Without proper training, dieting strips away hard-earned muscle and strength, unless you lift to prevent that from happening. Instead of opting for endless plodding on the treadmill and high-rep circuits, the smart lifter understands heavy strength training is the superior method to holding onto lean body mass when dieting down.
Train heavy when dieting to maintain muscle mass. That means at least one day per week, lift 75-95% or 1RM in one or two major, multi-joint lifts. Each rep should be performed with as much explosive intent possible, thereby maximizing nervous system stimulation and muscle fiber recruitment.
The following types of movements can be mixed and matched based on your goals. Those training for athleticism should focus more on explosive and pure multi-joint movements, whereas those who want to maximize muscle gains would spend more time with moderate intensity and compound movements.
To build athleticism: Incorporate explosive movements like jumping. Jumping can improve high-threshold motor unit recruitment and, consequently, athleticism. Try 2-3 sets of 3-5 reps of an explosive movement like box jumps before you lift.
To build maximum strength and grow muscle: Use heavy strength and powerful multi-joint movements. These big movements, like squats in the 1-8 rep range, will create high levels of mechanical tension and CNS activation and stimulate the greatest anabolic response in the body. These should be the base for your training.

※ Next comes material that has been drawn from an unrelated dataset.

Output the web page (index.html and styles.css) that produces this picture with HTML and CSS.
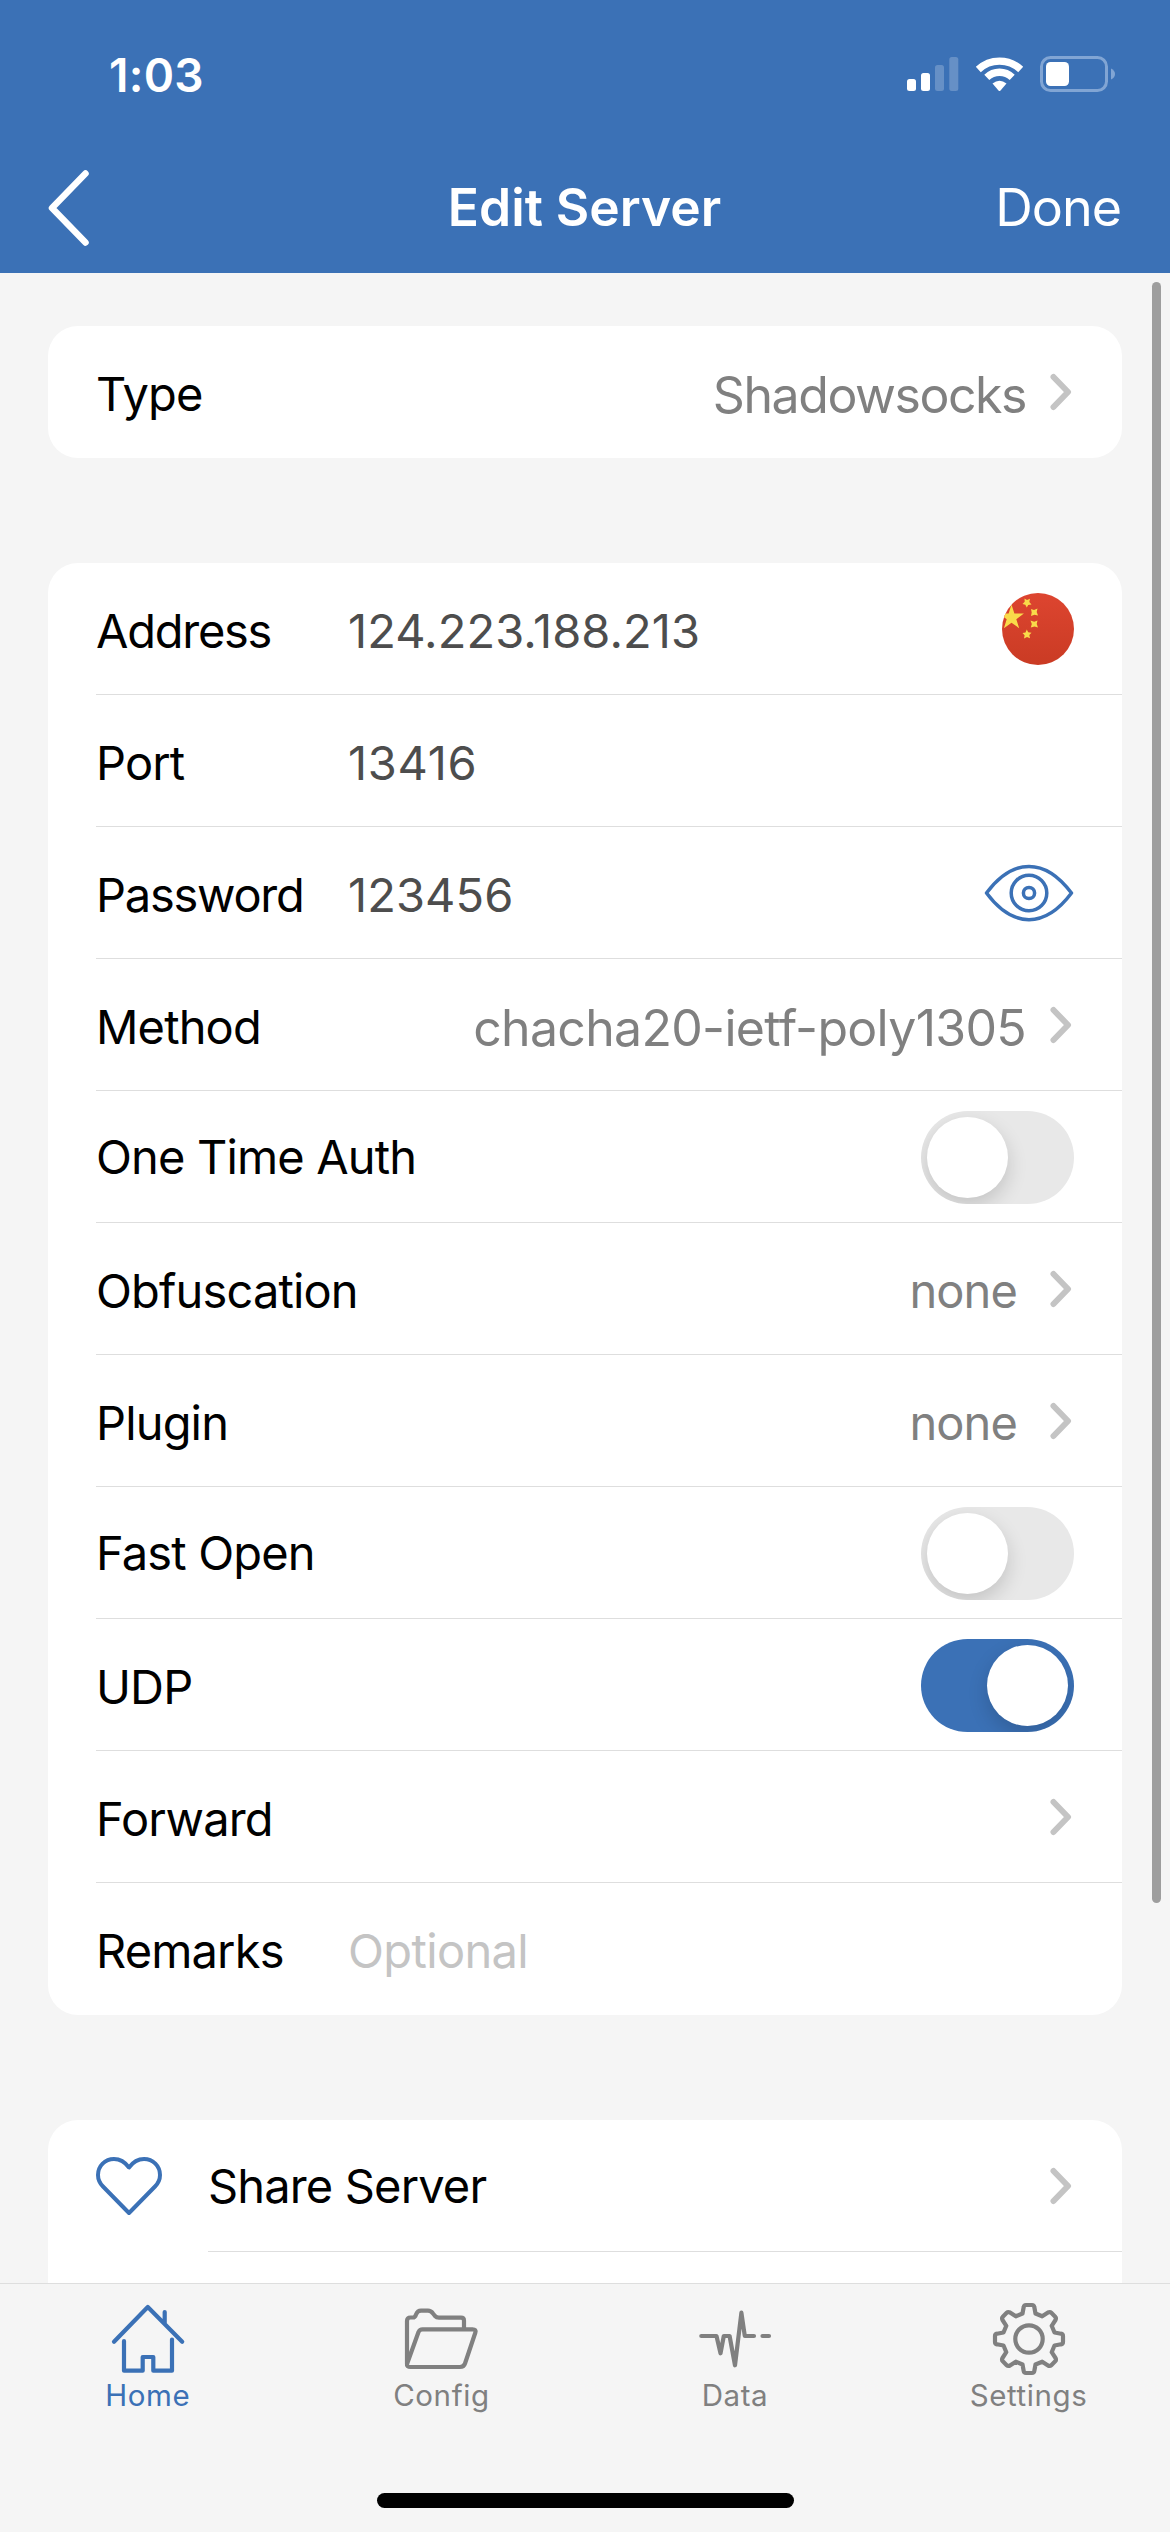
FILE: index.html
```html
<!DOCTYPE html>
<html lang="en">
<head>
<meta charset="utf-8">
<title>Edit Server</title>
<link rel="stylesheet" href="styles.css">
</head>
<body>
<svg class="defs" aria-hidden="true">
  <symbol id="chevron" viewBox="0 0 22 38"><path d="M3.5 4 18 19 3.5 34" fill="none" stroke="#c4c4c4" stroke-width="6" stroke-linecap="round" stroke-linejoin="round"/></symbol>
</svg>

<header class="header">
  <div class="status">
    <span class="time">1:03</span>
    <div class="status-icons">
      <svg width="52" height="38" viewBox="0 0 52 38" fill="#fff">
        <rect x="0" y="25" width="9" height="12" rx="2.5"/>
        <rect x="14" y="19" width="9" height="18" rx="2.5"/>
        <rect x="28" y="11" width="9" height="26" rx="2.5" opacity=".22"/>
        <rect x="42.300" y="3" width="9" height="34" rx="2.500" opacity=".22"/>
      </svg>
      <svg width="49" height="38" viewBox="0 0 49 38">
        <path d="M3.300 15.500A31 31 0 0 1 45.700 15.500M11.800 23.300A18.500 18.500 0 0 1 37.200 23.300" fill="none" stroke="#fff" stroke-width="7.300"/>
        <path d="M17.500 29.500Q24.500 24 31.500 29.500L25.500 36.500Q24.500 37.500 23.500 36.500Z" fill="#fff"/>
      </svg>
      <svg width="76" height="38" viewBox="0 0 76 38">
        <rect x="1.500" y="3.500" width="65" height="33" rx="9" fill="none" stroke="#81a5d4" stroke-width="3"/>
        <rect x="6" y="8" width="23" height="24" rx="4.500" fill="#fff"/>
        <path d="M71 14.500Q75 16.500 75 20Q75 23.500 71 25.500Z" fill="#81a5d4"/>
      </svg>
    </div>
  </div>
  <nav class="nav">
    <svg class="back" width="44" height="78" viewBox="0 0 44 78"><path d="M37.500 4.500 4 39 37.500 73.500" fill="none" stroke="#fff" stroke-width="6.500" stroke-linecap="round" stroke-linejoin="round"/></svg>
    <h1 class="title">Edit Server</h1>
    <span class="done">Done</span>
  </nav>
</header>

<main class="content">
  <section class="card">
    <div class="row"><span class="label">Type</span><span class="detail">Shadowsocks</span><svg class="chev"><use href="#chevron"/></svg></div>
  </section>

  <section class="card">
    <div class="row"><span class="label tight">Address</span><span class="value">124.223.188.213</span>
      <svg class="flag" width="72" height="72" viewBox="0 0 72 72">
        <defs>
          <clipPath id="round"><circle cx="36" cy="36" r="36"/></clipPath>
          <linearGradient id="red" x2="0" y2="1"><stop offset="0" stop-color="#dd4530"/><stop offset="1" stop-color="#ca3b24"/></linearGradient>
        </defs>
        <g clip-path="url(#round)">
          <rect width="72" height="72" fill="url(#red)"/>
          <g fill="#f9db4a">
            <path d="M9.500 11.500 12.400 20.500H21.900L14.300 26.200 17.200 35.200 9.500 29.700 1.900 35.200 4.700 26.200-2.900 20.500H6.600Z"/>
            <path d="M22.500 5.500 25 7 28 5.800 27.300 9 29.500 11.500 26.200 12 24.800 14.500 23.300 11.700 20.500 11 22.700 8.700Z"/>
            <path d="M29 16 32 17 35.500 15.500 34.700 19 36 22.500 32.500 21.800 29 23 29.700 19.500Z"/>
            <path d="M28.500 27.500 32.200 28.800 35.500 27.500 34.700 31 36 34.500 32.500 33.500 28.800 34.500 29.800 31Z"/>
            <path d="M24.800 36.500 26.200 39.300 29.500 39.800 27.300 42 28 45.300 25 44 22 45.600 22.600 42.300 20.500 40 23.500 39.500Z"/>
          </g>
        </g>
      </svg>
    </div>
    <div class="row"><span class="label">Port</span><span class="value port">13416</span></div>
    <div class="row"><span class="label tight">Password</span><span class="value">123456</span>
      <svg width="90" height="60" viewBox="0 0 90 60" fill="none" stroke="#3b71b6" stroke-width="3.500" stroke-linejoin="round">
        <path d="M2.500 30C29-5.500 61-5.500 87.500 30C61 65.500 29 65.500 2.500 30Z"/>
        <circle cx="45" cy="30" r="17.800"/><circle cx="45" cy="30" r="5.600"/>
      </svg>
    </div>
    <div class="row"><span class="label">Method</span><span class="detail method">chacha20-ietf-poly1305</span><svg class="chev"><use href="#chevron"/></svg></div>
    <div class="row"><span class="label raised">One Time Auth</span><span class="switch"><i class="knob"></i></span></div>
    <div class="row"><span class="label">Obfuscation</span><span class="detail small">none</span><svg class="chev"><use href="#chevron"/></svg></div>
    <div class="row"><span class="label">Plugin</span><span class="detail small">none</span><svg class="chev"><use href="#chevron"/></svg></div>
    <div class="row"><span class="label raised">Fast Open</span><span class="switch"><i class="knob"></i></span></div>
    <div class="row"><span class="label">UDP</span><span class="switch on"><i class="knob"></i></span></div>
    <div class="row"><span class="label">Forward</span><svg class="chev"><use href="#chevron"/></svg></div>
    <div class="row"><span class="label">Remarks</span><span class="value placeholder">Optional</span></div>
  </section>

  <section class="card">
    <div class="row share">
      <svg width="66" height="60" viewBox="2 3 66 60" fill="none" stroke="#3b71b6" stroke-width="4" stroke-linejoin="round"><path d="M35 14.500C31 9 26 6 20 6C11 6 4 13 4 22C4 27 6 30.500 9 33.500L35 60 61 33.500C64 30.500 66 27 66 22C66 13 59 6 50 6C44 6 39 9 35 14.500Z"/></svg>
      <span class="label raised">Share Server</span><svg class="chev"><use href="#chevron"/></svg>
    </div>
    <div class="row"></div>
  </section>
  <div class="scrollbar"></div>
</main>

<footer class="tabbar">
  <div class="tab active">
    <svg viewBox="0 0 72 72"><path d="M2 38.700 35.800 4 70.200 38.700M52.700 9V20M12 38V67.700H30.700V54H41.300V67.700H60V36.500"/></svg>
    <span class="tab-label">Home</span>
  </div>
  <div class="tab">
    <svg viewBox="2 0 72 72"><path d="M4 61V18Q4 14.500 7.500 14.500H10Q12 14.500 13 11.500Q14.500 7.700 18 7.700H25Q28 7.700 30 10.500L32 13Q33.500 14.700 36 14.700H58Q61 14.700 61 17.700V26M4 61 15.500 29Q16.700 26.300 19.500 26.300H69.500Q73.500 26.300 72.300 29.800L62 60.500Q60.800 64 57 64H7.500Q3.500 64 4 61Z"/></svg>
    <span class="tab-label">Config</span>
  </div>
  <div class="tab">
    <svg viewBox="0 0 72 72"><path d="M2.300 33H17.500L21.500 50.300 24.800 33H30.600L36 62.300 42.400 9.700 45.800 33H55M63.500 33H70"/></svg>
    <span class="tab-label">Data</span>
  </div>
  <div class="tab">
    <svg viewBox="0 0 72 72"><path d="M33 2H39Q41 2 41.300 4L42.500 10.500 49.200 13.300 55 9.500Q57 8.500 58.300 9.800L62.200 13.700Q63.500 15 62.500 17L58.700 22.800 61.500 29.500 68 30.700Q70 31 70 33V39Q70 41 68 41.300L61.500 42.500 58.700 49.200 62.500 55Q63.500 57 62.200 58.300L58.300 62.200Q57 63.500 55 62.500L49.200 58.700 42.500 61.500 41.300 68Q41 70 39 70H33Q31 70 30.700 68L29.500 61.500 22.800 58.700 17 62.500Q15 63.500 13.700 62.200L9.800 58.300Q8.500 57 9.500 55L13.300 49.200 10.500 42.500 4 41.300Q2 41 2 39V33Q2 31 4 30.700L10.500 29.500 13.300 22.800 9.500 17Q8.500 15 9.800 13.700L13.700 9.800Q15 8.500 17 9.500L22.800 13.300 29.500 10.500 30.700 4Q31 2 33 2Z"/><circle cx="36" cy="36" r="13.700"/></svg>
    <span class="tab-label">Settings</span>
  </div>
  <div class="home-indicator"></div>
</footer>
</body>
</html>
```
FILE: styles.css
```css
* { box-sizing: border-box; }

body {
  margin: 0;
  width: 1170px;
  height: 2532px;
  display: flex;
  flex-direction: column;
  overflow: hidden;
  background: #f5f5f5;
  color: #000;
  font-family: Inter, "Liberation Sans", sans-serif;
  -webkit-font-smoothing: antialiased;
}

svg { display: block; flex: none; }
.defs { position: absolute; width: 0; height: 0; }

/* Header */
.header {
  height: 273px;
  flex: none;
  background: #3b71b6;
  color: #fff;
}
.status {
  height: 146px;
  padding: 0 54px 0 109px;
  display: flex;
  justify-content: space-between;
}
.time {
  padding-top: 48px;
  font-size: 46px;
  line-height: 54px;
  font-weight: 600;
  letter-spacing: .3px;
}
.status-icons {
  padding-top: 54px;
  display: flex;
  gap: 16px;
}
.nav {
  height: 124px;
  padding: 0 49px 0 48px;
  display: grid;
  grid-template-columns: 1fr auto 1fr;
  align-items: center;
}
.title {
  margin: 0;
  padding-bottom: 2px;
  font-size: 51.5px;
  line-height: 62px;
  font-weight: 600;
}
.done {
  justify-self: end;
  font-size: 52px;
  line-height: 62px;
  letter-spacing: -1px;
}

/* Grouped list */
.content {
  position: relative;
  flex: 1;
  min-height: 0;
  overflow: hidden;
  padding: 53px 48px 0;
  display: flex;
  flex-direction: column;
  gap: 105px;
}
.card {
  flex: none;
  overflow: hidden;
  border-radius: 30px;
  background: #fff;
}
.row {
  position: relative;
  height: 132px;
  padding: 0 48px;
  display: flex;
  align-items: center;
}
.row:not(:last-child)::after {
  content: "";
  position: absolute;
  left: 48px;
  right: 0;
  bottom: 0;
  height: 1px;
  background: #dedede;
}
.row.share::after { left: 160px; }
.row > svg:last-child,
.switch { margin-left: auto; }
.label {
  width: 252px;
  padding-top: 3px;
  font-size: 47px;
  letter-spacing: -.85px;
  white-space: nowrap;
}
.label.tight { letter-spacing: -1.25px; }
.label.raised { padding: 0 0 2px; }
.share .label { margin-left: 46px; }
.value {
  padding-top: 3px;
  font-size: 47px;
  letter-spacing: .1px;
  color: #4d4d4d;
}
.value.port { letter-spacing: .7px; }
.value.placeholder {
  letter-spacing: -.65px;
  color: #c4c4c4;
}
.detail {
  margin-left: auto;
  padding: 5px 24px 0 0;
  font-size: 50px;
  letter-spacing: -1.45px;
  color: #808080;
}
.detail.method { letter-spacing: -.7px; }
.detail.small {
  padding: 3px 33px 0 0;
  font-size: 47px;
  letter-spacing: -.9px;
}
.row > .chev {
  width: 22px;
  height: 38px;
  margin-right: 2px;
}
.row > .detail + .chev:last-child { margin-left: 0; }

.switch {
  width: 153px;
  height: 93px;
  padding: 6px;
  display: flex;
  border-radius: 47px;
  overflow: hidden;
  background: #e8e8e8;
}
.switch.on {
  justify-content: flex-end;
  background: #3b71b6;
}
.knob {
  width: 81px;
  height: 81px;
  border-radius: 50%;
  background: #fff;
  box-shadow: 0 8px 20px rgba(0, 0, 0, .16);
}

.scrollbar {
  position: absolute;
  top: 9px;
  right: 9px;
  width: 9px;
  height: 1621px;
  border-radius: 5px;
  background: #9e9e9e;
}

/* Tab bar */
.tabbar {
  position: relative;
  height: 249px;
  flex: none;
  padding: 19px 0 0 1px;
  display: grid;
  grid-template-columns: repeat(4, 293.6px);
  align-items: start;
  border-top: 1px solid #dedede;
  background: #f5f5f5;
}
.tab {
  display: flex;
  flex-direction: column;
  align-items: center;
  gap: 2px;
  color: #808080;
}
.tab.active { color: #3b71b6; }
.tab svg {
  width: 72px;
  height: 72px;
  overflow: visible;
  fill: none;
  stroke: currentColor;
  stroke-width: 4.2;
  stroke-linecap: round;
  stroke-linejoin: round;
}
.tab-label {
  font-size: 29.5px;
  line-height: 36px;
  letter-spacing: .6px;
}
.home-indicator {
  position: absolute;
  left: 377px;
  bottom: 24px;
  width: 417px;
  height: 15px;
  border-radius: 8px;
  background: #000;
}
```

To grow muscle: Use moderate-intensity compound movements. You can't always train with very heavy weights as your training age advances. Performing sets of 6-12 reps in compound exercises with slower eccentric (negative) tempos can increase metabolic stress and muscular damage and lead to greater hypertrophy.
To maximize muscular damage and bring up weak points: Use high-rep compound/isolation movements. High-rep compound movements work great as finishing exercises to maximize muscular damage and metabolic stress, as long as risk is mitigated and sets end on technical failure. Bring up weak points with isolation work-sets of anywhere from 12-25 reps, with building fatigue and achieving a pump being the main focus.